EXERCISE DESCRIPTION
Select lines where the word "index" appears.
* * *
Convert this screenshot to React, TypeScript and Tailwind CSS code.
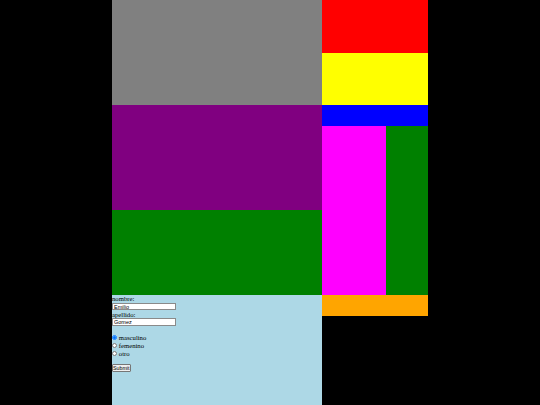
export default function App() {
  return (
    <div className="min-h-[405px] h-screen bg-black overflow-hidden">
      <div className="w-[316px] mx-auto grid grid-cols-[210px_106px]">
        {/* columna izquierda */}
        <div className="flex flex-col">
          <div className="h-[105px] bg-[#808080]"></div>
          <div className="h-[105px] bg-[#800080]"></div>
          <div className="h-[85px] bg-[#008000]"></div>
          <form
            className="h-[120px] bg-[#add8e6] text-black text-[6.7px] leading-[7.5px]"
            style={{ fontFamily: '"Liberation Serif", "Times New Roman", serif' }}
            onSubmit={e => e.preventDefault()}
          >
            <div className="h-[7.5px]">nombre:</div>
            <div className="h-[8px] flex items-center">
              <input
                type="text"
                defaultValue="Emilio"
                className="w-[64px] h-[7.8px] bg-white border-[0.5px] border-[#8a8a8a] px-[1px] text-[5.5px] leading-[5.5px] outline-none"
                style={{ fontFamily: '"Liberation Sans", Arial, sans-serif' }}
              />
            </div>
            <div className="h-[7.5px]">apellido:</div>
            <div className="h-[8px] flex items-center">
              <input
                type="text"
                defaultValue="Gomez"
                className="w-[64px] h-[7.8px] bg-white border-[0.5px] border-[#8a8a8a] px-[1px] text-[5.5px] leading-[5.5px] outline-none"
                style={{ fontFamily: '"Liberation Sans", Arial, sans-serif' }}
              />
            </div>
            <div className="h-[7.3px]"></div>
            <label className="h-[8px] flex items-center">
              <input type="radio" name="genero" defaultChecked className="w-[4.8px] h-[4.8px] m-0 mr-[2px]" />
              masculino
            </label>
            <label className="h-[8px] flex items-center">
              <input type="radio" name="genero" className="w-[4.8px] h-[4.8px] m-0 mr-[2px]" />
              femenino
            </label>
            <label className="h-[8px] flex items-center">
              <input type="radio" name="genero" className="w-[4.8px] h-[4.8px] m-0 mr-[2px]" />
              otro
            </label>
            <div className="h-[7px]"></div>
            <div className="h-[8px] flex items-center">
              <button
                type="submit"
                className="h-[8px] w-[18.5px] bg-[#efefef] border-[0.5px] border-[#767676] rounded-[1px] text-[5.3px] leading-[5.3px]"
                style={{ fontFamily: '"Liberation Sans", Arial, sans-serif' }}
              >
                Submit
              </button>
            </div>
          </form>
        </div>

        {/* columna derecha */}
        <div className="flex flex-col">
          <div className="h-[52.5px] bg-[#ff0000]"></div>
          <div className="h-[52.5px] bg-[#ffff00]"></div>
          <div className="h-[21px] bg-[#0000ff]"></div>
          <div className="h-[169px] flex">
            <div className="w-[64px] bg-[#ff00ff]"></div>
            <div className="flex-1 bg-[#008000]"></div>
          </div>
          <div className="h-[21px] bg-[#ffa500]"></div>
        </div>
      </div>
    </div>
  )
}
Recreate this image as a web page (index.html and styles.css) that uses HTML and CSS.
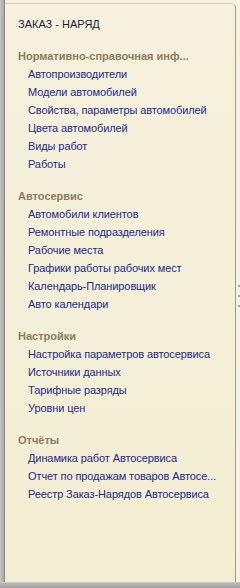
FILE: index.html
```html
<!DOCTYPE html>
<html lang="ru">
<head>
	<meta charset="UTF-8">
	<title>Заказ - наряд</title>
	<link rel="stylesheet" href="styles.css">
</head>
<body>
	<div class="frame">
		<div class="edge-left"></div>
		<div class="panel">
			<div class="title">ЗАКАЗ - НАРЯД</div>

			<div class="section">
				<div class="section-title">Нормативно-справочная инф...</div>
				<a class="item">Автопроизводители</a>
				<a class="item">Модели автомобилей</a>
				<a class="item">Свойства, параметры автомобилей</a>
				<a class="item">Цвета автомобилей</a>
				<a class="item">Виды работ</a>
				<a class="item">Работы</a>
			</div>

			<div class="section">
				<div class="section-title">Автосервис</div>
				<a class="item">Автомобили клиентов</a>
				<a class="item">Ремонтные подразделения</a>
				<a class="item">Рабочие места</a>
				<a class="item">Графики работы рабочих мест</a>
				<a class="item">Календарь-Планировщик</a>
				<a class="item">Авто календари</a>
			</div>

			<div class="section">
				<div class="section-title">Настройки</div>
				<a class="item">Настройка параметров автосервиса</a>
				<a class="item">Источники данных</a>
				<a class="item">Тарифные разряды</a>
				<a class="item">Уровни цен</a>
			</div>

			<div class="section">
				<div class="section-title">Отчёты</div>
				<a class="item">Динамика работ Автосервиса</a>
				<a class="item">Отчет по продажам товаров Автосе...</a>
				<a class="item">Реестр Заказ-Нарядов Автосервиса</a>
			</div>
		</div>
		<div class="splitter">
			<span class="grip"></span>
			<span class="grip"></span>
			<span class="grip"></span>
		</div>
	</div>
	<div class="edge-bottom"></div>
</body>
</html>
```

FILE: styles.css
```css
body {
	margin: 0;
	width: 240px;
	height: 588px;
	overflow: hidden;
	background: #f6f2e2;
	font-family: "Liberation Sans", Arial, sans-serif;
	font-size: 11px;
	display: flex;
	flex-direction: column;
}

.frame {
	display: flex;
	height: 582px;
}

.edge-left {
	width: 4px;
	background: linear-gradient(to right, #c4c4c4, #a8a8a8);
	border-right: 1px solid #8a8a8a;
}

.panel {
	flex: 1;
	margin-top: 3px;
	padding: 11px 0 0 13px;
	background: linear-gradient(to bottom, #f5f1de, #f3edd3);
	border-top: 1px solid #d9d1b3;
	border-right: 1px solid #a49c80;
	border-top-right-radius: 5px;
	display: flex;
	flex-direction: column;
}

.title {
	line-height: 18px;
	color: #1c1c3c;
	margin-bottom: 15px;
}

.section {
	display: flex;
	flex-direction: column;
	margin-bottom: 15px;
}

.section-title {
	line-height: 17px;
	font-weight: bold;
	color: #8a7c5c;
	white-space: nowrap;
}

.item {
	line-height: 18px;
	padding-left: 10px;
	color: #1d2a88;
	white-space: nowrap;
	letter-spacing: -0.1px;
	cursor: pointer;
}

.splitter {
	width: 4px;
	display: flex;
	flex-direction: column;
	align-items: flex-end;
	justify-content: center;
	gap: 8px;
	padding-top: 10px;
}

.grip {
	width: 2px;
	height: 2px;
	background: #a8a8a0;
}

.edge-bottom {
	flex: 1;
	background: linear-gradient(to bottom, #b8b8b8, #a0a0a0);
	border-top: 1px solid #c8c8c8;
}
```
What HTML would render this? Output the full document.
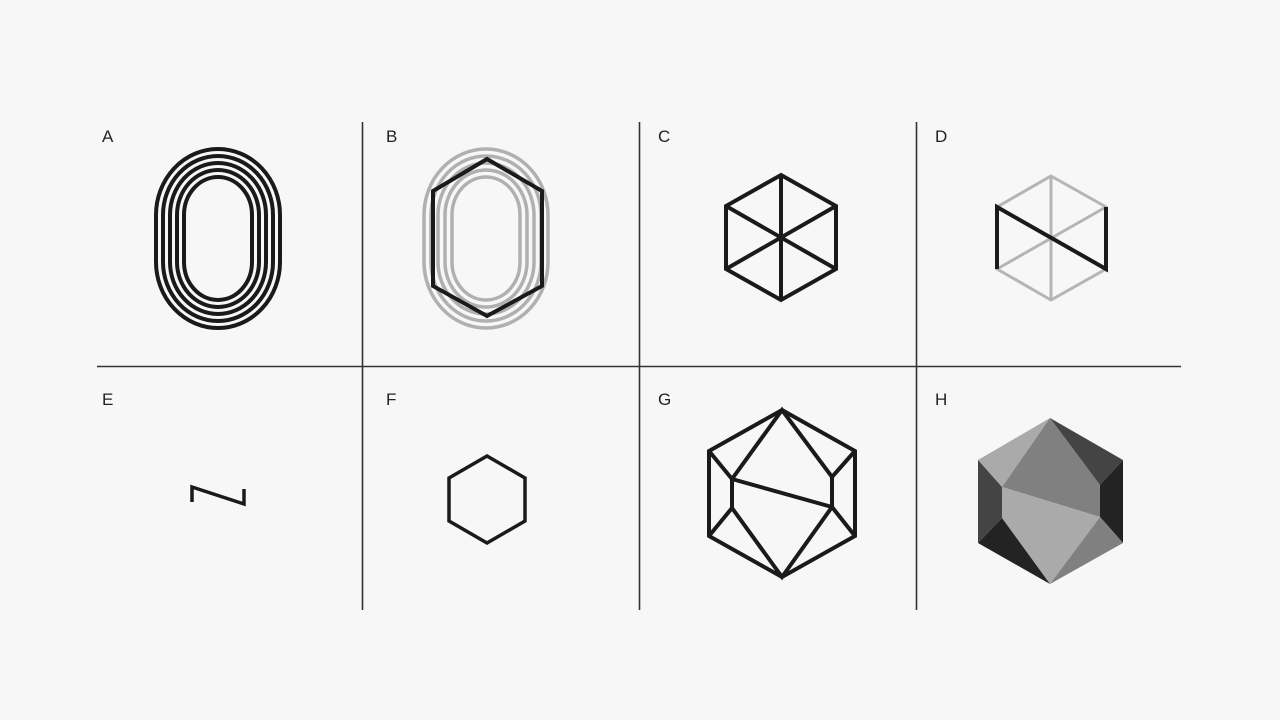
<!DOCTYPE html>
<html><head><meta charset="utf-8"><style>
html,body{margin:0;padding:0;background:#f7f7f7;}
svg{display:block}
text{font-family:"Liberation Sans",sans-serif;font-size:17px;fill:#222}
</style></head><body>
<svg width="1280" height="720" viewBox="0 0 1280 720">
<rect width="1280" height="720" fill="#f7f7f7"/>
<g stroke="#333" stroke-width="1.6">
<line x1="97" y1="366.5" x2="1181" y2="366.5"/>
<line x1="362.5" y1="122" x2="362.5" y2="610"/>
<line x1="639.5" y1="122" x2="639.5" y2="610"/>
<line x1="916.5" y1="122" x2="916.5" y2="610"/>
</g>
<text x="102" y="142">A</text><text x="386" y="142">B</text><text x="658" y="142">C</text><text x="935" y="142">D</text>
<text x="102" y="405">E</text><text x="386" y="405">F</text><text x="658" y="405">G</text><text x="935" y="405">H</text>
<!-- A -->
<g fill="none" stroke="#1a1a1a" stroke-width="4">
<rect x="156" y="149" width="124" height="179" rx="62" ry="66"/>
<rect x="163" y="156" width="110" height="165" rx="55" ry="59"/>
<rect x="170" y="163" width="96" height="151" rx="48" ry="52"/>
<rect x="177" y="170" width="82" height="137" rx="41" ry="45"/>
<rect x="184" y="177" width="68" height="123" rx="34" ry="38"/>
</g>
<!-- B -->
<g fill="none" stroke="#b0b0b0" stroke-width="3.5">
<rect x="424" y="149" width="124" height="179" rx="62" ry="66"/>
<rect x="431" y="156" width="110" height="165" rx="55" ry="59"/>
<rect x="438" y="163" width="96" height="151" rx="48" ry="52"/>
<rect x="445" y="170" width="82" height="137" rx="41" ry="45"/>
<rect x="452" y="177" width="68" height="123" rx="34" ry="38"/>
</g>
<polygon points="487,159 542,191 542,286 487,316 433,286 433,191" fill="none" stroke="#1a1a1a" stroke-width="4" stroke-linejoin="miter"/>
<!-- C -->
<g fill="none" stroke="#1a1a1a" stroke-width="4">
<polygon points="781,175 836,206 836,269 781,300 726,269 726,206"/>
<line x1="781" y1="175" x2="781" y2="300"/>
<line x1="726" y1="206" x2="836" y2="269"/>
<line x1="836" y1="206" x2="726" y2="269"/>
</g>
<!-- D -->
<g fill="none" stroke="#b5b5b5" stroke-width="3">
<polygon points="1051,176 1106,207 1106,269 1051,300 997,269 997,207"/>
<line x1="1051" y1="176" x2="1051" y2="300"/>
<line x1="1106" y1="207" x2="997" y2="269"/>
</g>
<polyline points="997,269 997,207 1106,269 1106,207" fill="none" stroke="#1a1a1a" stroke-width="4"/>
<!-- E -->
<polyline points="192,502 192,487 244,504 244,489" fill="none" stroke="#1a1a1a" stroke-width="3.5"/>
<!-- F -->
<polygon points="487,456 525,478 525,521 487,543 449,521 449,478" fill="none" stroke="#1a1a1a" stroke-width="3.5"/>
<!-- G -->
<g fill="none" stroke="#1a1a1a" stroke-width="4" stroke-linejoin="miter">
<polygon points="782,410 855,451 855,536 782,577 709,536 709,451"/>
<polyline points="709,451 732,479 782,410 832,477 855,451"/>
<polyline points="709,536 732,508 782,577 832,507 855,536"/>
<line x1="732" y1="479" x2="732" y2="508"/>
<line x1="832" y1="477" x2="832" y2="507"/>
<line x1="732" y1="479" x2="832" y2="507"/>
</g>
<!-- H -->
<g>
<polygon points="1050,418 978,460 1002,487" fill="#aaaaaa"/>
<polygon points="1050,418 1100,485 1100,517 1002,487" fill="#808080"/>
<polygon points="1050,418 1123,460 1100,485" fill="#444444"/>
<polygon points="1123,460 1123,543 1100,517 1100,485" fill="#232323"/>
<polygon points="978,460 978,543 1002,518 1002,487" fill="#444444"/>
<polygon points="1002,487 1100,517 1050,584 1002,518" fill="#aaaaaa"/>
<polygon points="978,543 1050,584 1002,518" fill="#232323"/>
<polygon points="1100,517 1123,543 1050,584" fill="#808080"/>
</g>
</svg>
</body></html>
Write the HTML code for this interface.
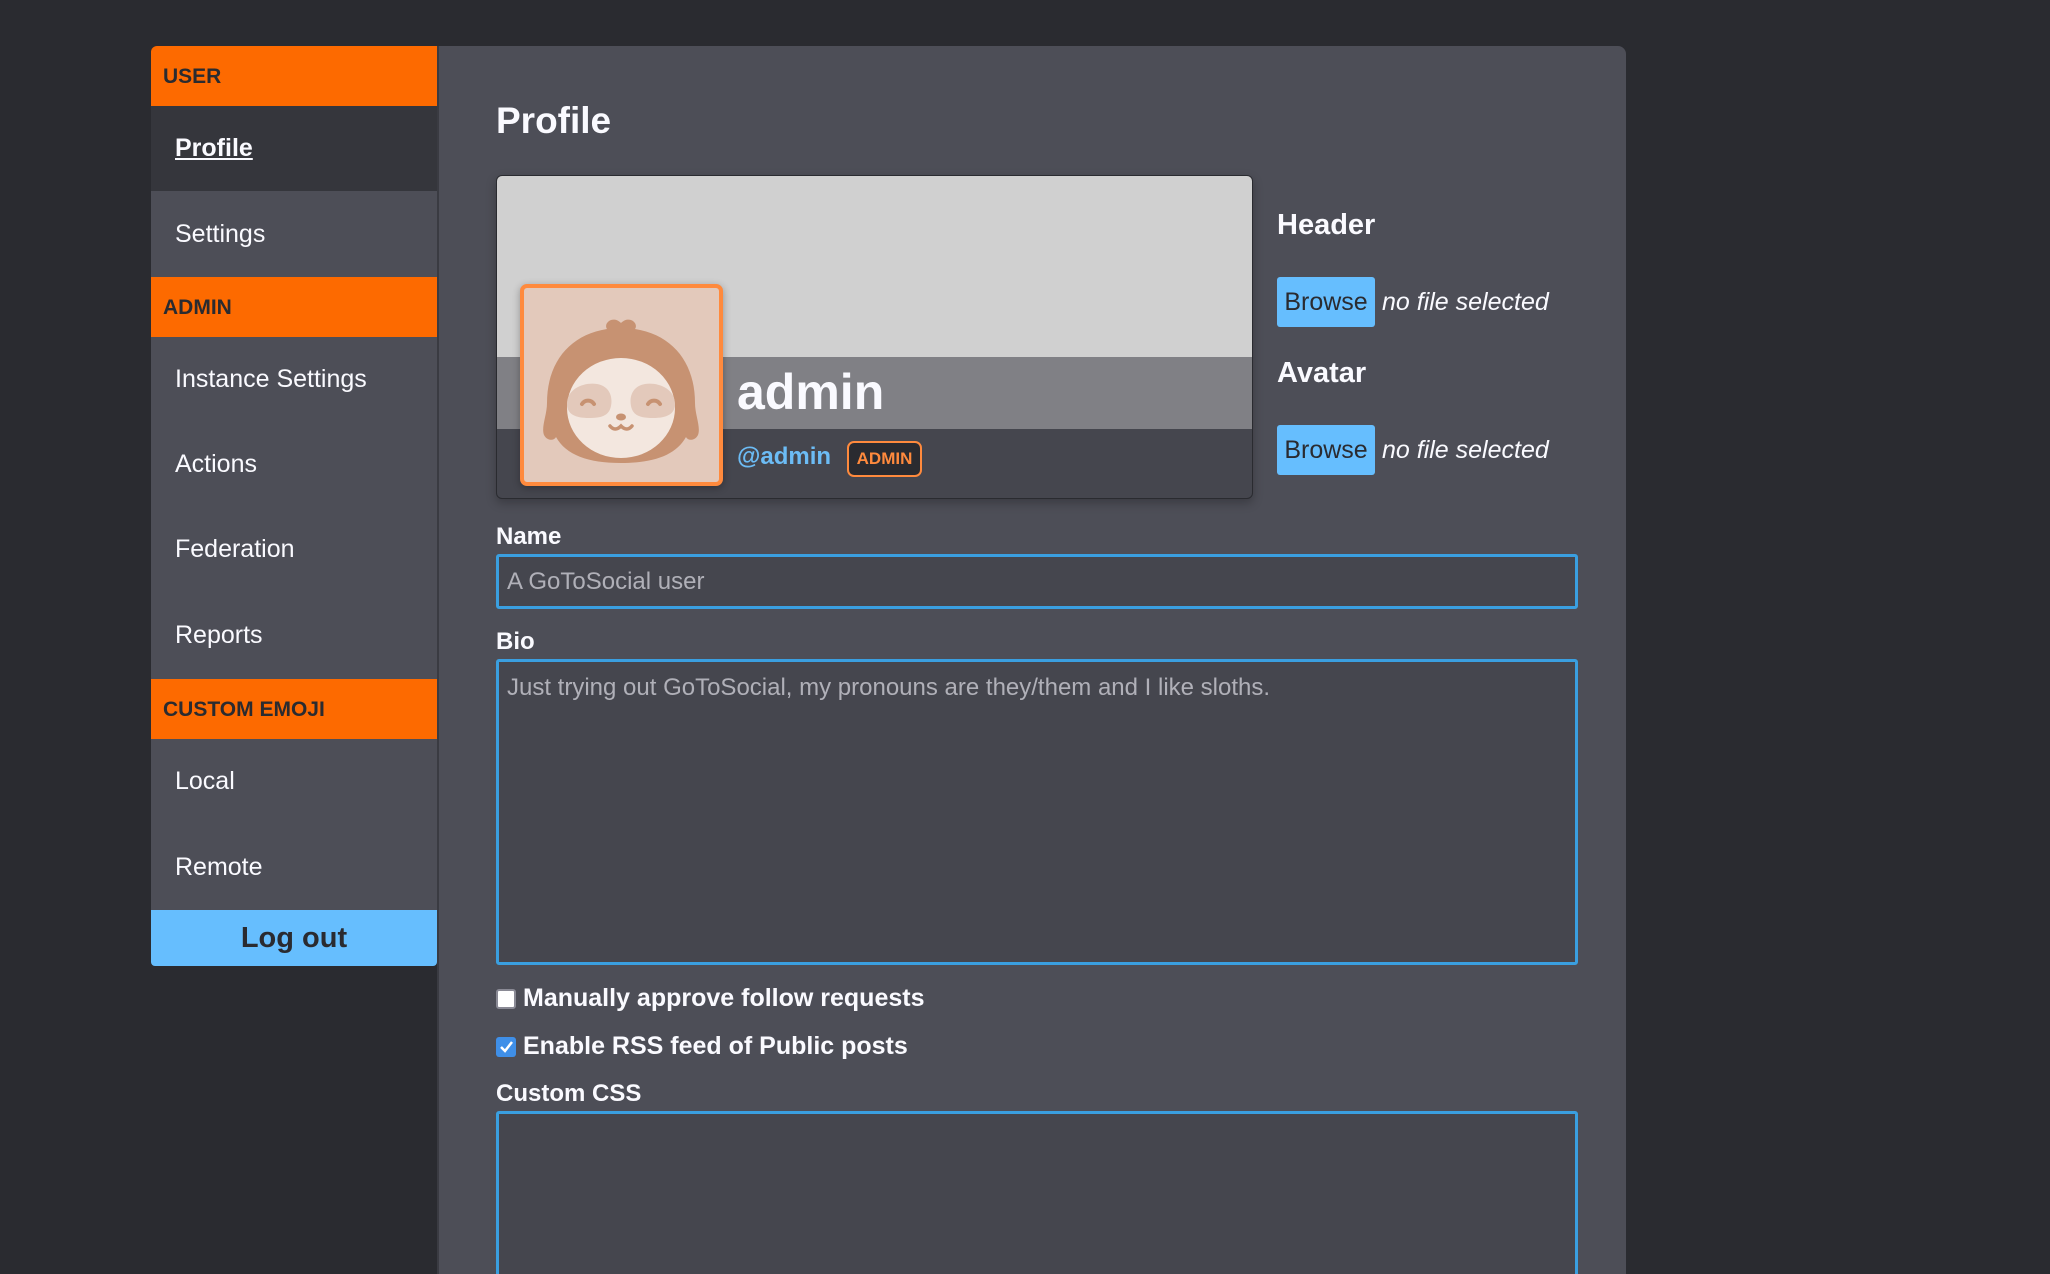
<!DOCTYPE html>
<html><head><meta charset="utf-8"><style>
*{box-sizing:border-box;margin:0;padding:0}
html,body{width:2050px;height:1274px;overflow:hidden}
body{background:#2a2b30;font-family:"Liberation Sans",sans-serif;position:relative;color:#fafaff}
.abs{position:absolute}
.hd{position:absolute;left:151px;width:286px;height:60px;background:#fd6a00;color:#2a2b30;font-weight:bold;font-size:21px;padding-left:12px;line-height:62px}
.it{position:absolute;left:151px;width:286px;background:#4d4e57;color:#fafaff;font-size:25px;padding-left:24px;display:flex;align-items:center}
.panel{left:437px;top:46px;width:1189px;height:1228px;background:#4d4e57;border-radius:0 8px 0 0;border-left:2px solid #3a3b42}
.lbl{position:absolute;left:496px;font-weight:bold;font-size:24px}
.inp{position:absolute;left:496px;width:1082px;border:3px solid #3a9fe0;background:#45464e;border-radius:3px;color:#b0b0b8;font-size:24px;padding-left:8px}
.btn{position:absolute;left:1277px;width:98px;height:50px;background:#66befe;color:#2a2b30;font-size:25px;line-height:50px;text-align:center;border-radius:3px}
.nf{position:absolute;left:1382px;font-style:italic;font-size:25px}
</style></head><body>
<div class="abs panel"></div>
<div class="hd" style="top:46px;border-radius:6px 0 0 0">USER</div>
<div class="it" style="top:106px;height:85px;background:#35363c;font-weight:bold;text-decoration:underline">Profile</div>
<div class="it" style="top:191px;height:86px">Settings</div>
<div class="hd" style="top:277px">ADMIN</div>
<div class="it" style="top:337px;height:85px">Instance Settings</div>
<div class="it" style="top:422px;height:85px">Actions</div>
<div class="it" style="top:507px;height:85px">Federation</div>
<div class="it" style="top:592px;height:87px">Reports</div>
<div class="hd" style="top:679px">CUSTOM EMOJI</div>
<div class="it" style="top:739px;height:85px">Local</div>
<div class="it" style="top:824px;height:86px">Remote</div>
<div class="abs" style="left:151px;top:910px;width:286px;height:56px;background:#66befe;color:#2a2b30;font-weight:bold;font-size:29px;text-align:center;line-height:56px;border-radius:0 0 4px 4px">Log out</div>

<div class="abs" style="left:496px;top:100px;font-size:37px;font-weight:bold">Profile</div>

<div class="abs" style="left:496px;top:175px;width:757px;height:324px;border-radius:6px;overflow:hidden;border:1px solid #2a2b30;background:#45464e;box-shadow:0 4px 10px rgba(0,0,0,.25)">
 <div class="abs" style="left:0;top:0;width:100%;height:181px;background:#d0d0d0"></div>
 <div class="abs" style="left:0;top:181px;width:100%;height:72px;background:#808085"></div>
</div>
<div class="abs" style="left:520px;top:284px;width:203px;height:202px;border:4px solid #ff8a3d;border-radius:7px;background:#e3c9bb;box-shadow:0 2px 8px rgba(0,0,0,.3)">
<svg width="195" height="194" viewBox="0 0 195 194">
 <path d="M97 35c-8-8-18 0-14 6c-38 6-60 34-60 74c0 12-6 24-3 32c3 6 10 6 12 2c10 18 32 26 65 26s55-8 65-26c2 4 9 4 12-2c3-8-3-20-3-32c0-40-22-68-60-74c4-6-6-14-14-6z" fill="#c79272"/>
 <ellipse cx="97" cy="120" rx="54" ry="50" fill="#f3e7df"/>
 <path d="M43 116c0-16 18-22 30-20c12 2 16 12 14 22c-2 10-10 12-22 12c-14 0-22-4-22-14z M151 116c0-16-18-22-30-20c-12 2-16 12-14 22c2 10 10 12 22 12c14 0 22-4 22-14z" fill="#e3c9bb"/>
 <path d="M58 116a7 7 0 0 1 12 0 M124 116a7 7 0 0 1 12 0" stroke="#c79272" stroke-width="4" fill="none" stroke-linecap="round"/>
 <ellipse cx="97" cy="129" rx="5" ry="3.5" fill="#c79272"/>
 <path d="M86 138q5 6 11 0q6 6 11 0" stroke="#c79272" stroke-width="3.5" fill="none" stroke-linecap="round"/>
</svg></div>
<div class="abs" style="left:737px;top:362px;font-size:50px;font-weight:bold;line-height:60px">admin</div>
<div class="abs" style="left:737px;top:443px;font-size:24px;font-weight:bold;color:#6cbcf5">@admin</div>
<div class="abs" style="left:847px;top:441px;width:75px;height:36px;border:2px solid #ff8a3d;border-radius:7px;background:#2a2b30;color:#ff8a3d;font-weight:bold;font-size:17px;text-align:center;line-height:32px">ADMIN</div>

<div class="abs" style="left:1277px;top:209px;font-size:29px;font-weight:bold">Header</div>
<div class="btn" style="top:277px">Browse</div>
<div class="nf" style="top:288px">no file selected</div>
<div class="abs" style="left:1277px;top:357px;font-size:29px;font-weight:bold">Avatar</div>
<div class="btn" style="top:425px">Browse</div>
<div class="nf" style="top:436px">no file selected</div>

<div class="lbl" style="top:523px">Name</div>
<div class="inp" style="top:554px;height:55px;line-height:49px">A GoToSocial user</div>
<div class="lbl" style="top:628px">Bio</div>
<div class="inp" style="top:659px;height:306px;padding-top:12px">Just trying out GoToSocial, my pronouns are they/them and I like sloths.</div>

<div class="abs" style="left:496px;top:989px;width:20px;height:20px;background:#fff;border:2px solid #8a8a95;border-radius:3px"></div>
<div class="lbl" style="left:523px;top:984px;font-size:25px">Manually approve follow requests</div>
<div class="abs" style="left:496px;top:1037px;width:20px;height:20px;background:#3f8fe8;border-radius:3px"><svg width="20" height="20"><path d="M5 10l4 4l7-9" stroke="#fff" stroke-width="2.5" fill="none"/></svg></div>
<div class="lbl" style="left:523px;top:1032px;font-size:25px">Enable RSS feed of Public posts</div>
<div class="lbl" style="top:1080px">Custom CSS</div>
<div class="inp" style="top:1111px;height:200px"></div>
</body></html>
* * *
EXPECTED OUTPUT
Recreate this image as a web page (index.html and styles.css) that uses HTML and CSS.
FILE: index.html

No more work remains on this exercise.